New Naephak wrote:Licana wrote:>contact: Large UFO flying NOE
>ignore bc interceptors only have missiles
>landing
>wat
>A-team assemble!
>half of A-team is still down due to previous EXALT op
>spend full minute frantically trying to figure out if I can do this
>send out the team
>all starting weapons, only two guys have Phalanx armour (ghetto Carapace armour if you've never played LW) plus a regular SHIV
>assault goes well, clean up various alien pods around the harverster before moving to the control room, only one guy received one point of damage from a Seeker
>open doors
>six outsiders
>six fucking outsiders
>oh god what do
>sends in the SHIV on a suicide flank, throws all of the grenades
>two outsiders down
>outsider leader (whom has like 20 fucking health) barrels right past my guys and into a position I can't see behind me
>SHIV somehow survives return fire
>fuck it, storm the three remaining outsiders in the control room with everything I have
>Everyone is flanked by everyone
>THERE WAS A FIREFIGHT ensues
And this was how I managed to get a massive amount of resources at the cost of two of my best soliders and a SHIV. Six fucking outsiders man.

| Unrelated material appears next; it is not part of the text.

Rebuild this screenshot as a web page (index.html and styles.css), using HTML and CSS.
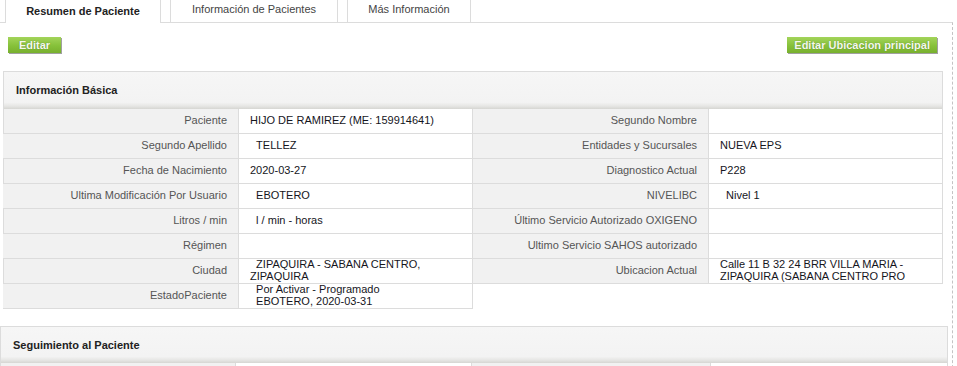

In LW you need an A-team, a B-team, a C-team, and probably a D-team.
D is for disposable, like all rookies are.
C is for Chyrssalids, who are laying eggs in the sniper.
B is for brain'd by berserkers.
A is for almost wiped out.
Now you know the XCOM a b c's.
Licana wrote:Fucking swarming terror mission. 32 aliens and they're all chrysalids and zombies, and I forget to bring an assault or a shotgun.
Managed to save 9 (iirc) civilians, and 4 of the 7 guys I sent on that mission got promoted and none took any damage, but that was still nerve wracking.
I. Hate. Chyrssalids.
With a burning passion.
And that children is why Mexico now belongs to the invaders. Those damn xenos can eat all the burritos they want, see if I give a shit.